▸ **Task requirements**
Locate each line in the records containing "that". Copy it.

[start of Excerpted data]

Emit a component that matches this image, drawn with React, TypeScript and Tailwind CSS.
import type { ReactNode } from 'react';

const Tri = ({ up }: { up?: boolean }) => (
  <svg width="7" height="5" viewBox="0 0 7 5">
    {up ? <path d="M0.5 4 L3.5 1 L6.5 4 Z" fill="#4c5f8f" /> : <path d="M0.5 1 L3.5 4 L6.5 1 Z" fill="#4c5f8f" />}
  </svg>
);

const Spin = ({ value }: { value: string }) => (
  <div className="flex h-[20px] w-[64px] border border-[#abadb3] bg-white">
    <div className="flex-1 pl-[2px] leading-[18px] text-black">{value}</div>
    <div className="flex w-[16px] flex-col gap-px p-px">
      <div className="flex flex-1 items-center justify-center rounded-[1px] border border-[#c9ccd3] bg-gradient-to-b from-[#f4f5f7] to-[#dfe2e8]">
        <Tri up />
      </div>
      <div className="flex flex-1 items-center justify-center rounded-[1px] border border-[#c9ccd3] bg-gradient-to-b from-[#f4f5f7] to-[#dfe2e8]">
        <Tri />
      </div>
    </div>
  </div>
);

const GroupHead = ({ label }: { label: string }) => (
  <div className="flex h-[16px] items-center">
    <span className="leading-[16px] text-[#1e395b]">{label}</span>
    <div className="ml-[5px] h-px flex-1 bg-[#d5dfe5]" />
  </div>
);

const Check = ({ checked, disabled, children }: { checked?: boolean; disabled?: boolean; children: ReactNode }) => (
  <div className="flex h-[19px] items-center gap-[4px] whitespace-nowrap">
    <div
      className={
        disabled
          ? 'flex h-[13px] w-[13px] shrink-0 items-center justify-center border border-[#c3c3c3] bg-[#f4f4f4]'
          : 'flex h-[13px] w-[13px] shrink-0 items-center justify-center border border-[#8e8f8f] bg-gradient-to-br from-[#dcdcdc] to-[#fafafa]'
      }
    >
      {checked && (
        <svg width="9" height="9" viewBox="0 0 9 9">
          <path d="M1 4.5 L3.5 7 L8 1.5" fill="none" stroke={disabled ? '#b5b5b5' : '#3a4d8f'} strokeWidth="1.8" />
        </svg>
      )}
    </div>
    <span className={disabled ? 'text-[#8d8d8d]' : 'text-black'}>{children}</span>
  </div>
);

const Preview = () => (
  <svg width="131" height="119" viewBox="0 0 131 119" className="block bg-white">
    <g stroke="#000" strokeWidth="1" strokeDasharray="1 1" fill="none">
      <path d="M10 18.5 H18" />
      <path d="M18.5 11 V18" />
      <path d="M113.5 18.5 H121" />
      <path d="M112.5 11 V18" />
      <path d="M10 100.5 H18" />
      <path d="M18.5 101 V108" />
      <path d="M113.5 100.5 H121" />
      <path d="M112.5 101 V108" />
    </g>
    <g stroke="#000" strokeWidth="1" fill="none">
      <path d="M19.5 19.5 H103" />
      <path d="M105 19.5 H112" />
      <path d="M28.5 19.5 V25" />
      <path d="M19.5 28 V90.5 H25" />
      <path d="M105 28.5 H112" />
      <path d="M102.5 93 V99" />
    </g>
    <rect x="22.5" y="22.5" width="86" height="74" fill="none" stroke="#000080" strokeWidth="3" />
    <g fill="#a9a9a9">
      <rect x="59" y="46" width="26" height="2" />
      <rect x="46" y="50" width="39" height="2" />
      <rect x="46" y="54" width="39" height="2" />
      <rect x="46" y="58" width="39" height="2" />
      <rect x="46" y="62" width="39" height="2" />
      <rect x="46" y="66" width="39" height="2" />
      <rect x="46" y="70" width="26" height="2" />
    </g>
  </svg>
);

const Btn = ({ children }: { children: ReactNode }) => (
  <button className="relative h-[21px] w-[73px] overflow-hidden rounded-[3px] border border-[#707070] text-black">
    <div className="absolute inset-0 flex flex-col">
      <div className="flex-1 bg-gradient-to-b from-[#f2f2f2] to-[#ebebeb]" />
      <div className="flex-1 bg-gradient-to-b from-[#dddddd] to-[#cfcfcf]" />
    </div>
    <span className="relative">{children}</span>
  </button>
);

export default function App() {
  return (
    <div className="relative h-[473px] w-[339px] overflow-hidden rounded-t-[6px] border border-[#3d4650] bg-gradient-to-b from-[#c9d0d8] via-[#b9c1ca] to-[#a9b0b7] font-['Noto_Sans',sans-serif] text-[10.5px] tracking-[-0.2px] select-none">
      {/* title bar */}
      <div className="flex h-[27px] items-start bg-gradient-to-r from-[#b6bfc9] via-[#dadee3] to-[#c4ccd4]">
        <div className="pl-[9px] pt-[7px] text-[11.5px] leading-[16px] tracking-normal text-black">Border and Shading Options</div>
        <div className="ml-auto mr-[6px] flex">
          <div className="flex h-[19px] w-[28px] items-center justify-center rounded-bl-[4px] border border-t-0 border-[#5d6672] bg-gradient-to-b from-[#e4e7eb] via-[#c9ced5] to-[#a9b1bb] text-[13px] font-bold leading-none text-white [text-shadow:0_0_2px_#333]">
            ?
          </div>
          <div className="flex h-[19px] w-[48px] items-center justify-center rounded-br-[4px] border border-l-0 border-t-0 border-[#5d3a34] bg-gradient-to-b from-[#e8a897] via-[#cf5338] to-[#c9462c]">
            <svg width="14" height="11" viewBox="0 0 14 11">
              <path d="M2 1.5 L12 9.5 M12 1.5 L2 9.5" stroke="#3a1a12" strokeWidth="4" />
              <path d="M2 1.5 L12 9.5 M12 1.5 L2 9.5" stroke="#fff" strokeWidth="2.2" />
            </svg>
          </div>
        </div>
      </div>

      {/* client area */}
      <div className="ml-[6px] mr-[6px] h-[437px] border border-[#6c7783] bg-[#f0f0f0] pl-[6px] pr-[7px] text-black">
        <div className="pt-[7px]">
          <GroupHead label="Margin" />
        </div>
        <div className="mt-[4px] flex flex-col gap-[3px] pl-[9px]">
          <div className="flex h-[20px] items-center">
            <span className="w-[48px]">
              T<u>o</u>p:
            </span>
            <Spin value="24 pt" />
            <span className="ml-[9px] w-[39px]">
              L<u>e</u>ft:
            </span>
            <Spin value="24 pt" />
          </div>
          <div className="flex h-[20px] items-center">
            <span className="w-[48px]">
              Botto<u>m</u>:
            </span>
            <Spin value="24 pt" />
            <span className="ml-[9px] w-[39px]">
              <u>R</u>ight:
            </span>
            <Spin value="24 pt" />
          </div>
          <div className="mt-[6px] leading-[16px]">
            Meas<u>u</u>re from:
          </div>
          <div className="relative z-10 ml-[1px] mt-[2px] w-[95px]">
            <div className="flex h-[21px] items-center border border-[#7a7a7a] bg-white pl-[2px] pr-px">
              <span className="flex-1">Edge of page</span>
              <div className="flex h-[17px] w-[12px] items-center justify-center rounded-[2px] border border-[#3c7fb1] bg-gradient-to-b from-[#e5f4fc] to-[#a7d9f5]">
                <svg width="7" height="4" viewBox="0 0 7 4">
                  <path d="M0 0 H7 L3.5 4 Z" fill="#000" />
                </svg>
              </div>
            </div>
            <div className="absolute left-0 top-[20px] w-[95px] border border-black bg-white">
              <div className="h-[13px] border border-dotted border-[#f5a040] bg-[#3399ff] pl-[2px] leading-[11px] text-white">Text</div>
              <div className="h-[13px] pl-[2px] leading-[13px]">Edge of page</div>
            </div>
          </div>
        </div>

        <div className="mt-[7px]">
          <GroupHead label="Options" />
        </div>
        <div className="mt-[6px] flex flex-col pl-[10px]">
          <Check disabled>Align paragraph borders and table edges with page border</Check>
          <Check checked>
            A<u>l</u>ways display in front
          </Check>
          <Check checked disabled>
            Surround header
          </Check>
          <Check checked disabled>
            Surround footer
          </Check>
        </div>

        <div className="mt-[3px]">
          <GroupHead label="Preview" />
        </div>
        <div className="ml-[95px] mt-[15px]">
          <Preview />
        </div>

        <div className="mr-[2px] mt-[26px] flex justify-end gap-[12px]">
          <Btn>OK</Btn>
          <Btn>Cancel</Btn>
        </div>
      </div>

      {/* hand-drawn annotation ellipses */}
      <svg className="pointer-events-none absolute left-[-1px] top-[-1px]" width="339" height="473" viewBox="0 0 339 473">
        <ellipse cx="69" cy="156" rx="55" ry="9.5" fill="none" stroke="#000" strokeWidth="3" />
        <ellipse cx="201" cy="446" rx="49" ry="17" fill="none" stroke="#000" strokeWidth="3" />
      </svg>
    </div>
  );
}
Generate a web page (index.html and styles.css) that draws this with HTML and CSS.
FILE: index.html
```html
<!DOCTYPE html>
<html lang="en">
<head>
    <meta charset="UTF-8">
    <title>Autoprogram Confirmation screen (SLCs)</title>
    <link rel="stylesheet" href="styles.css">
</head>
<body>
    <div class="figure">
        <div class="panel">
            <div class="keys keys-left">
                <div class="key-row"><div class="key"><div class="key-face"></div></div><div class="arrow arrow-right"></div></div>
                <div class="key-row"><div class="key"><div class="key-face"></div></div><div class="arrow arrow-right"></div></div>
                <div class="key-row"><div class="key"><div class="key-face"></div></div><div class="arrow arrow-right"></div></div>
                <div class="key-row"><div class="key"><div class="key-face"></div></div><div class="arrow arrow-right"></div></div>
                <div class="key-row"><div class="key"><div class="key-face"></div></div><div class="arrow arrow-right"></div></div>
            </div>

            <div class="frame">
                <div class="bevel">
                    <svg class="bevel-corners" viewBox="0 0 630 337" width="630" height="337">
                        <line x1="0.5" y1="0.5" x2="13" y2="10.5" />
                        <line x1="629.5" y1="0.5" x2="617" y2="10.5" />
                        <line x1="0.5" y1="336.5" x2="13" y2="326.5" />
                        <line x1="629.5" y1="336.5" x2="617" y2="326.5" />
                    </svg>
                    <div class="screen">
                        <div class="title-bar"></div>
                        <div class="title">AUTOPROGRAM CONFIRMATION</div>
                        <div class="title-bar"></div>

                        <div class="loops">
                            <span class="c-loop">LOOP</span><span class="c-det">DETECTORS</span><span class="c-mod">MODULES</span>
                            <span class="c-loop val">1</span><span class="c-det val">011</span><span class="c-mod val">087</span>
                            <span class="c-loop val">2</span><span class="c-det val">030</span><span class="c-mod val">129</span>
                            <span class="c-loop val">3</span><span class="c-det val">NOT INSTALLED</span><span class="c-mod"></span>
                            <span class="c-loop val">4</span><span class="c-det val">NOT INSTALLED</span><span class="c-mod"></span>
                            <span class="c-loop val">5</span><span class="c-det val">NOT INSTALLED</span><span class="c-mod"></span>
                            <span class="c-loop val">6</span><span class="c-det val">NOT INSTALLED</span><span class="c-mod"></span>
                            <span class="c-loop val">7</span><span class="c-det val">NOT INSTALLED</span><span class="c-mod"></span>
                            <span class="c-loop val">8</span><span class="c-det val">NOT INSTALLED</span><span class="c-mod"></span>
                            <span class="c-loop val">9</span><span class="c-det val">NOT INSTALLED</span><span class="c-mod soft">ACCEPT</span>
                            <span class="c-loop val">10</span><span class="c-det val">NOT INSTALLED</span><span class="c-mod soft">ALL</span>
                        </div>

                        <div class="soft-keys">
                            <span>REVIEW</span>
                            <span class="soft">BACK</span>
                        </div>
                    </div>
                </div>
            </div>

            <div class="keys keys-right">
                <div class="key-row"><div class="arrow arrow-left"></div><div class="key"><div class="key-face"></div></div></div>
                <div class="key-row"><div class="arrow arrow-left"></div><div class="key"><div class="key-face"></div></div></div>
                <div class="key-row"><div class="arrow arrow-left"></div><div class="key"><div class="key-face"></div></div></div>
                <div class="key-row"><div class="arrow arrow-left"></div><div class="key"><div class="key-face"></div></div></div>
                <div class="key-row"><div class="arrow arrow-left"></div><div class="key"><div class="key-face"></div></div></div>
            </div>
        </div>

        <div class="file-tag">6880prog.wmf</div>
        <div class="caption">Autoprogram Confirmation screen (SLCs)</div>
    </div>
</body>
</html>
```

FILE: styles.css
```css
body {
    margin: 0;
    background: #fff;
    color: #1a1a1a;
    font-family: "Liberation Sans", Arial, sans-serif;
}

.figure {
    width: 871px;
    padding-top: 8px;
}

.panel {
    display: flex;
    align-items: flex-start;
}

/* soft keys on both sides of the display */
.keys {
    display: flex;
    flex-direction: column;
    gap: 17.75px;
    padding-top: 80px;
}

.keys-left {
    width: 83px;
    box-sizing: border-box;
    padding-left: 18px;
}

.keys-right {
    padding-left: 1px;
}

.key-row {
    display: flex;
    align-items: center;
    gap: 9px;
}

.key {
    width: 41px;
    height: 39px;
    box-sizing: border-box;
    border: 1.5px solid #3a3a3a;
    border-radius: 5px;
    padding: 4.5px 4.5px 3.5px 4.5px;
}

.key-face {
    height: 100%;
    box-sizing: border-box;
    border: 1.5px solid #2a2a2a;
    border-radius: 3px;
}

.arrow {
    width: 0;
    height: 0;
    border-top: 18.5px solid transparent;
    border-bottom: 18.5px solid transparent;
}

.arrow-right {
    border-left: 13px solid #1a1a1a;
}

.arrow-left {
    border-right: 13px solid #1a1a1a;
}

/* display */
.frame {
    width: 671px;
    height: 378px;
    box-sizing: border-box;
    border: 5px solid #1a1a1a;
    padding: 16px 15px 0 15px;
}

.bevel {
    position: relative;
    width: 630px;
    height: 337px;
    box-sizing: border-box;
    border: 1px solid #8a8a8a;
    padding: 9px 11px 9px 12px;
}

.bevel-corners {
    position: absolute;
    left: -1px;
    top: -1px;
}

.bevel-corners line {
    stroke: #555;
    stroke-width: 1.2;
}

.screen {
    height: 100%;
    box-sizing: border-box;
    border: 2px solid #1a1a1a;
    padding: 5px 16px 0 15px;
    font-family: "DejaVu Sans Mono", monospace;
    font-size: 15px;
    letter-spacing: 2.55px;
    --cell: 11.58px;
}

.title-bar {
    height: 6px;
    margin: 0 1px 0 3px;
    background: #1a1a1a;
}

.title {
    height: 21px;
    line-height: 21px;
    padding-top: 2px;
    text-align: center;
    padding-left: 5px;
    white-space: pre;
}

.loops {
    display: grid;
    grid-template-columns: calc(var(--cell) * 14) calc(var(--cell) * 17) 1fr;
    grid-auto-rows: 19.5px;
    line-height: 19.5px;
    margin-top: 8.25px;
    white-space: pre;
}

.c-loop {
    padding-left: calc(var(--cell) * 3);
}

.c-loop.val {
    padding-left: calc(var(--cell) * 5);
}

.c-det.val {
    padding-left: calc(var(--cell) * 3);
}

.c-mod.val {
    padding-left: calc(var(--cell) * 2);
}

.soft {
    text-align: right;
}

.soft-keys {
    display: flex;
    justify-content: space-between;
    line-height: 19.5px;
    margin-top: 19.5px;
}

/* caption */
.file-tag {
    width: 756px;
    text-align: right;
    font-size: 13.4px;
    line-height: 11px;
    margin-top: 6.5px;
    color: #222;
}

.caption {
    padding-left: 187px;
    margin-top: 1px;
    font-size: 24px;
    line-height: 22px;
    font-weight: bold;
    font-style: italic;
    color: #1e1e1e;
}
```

[end of Excerpted data]

▸ **Completed exercise**
Emit a component that matches this image, drawn with React, TypeScript and Tailwind CSS.
Generate a web page (index.html and styles.css) that draws this with HTML and CSS.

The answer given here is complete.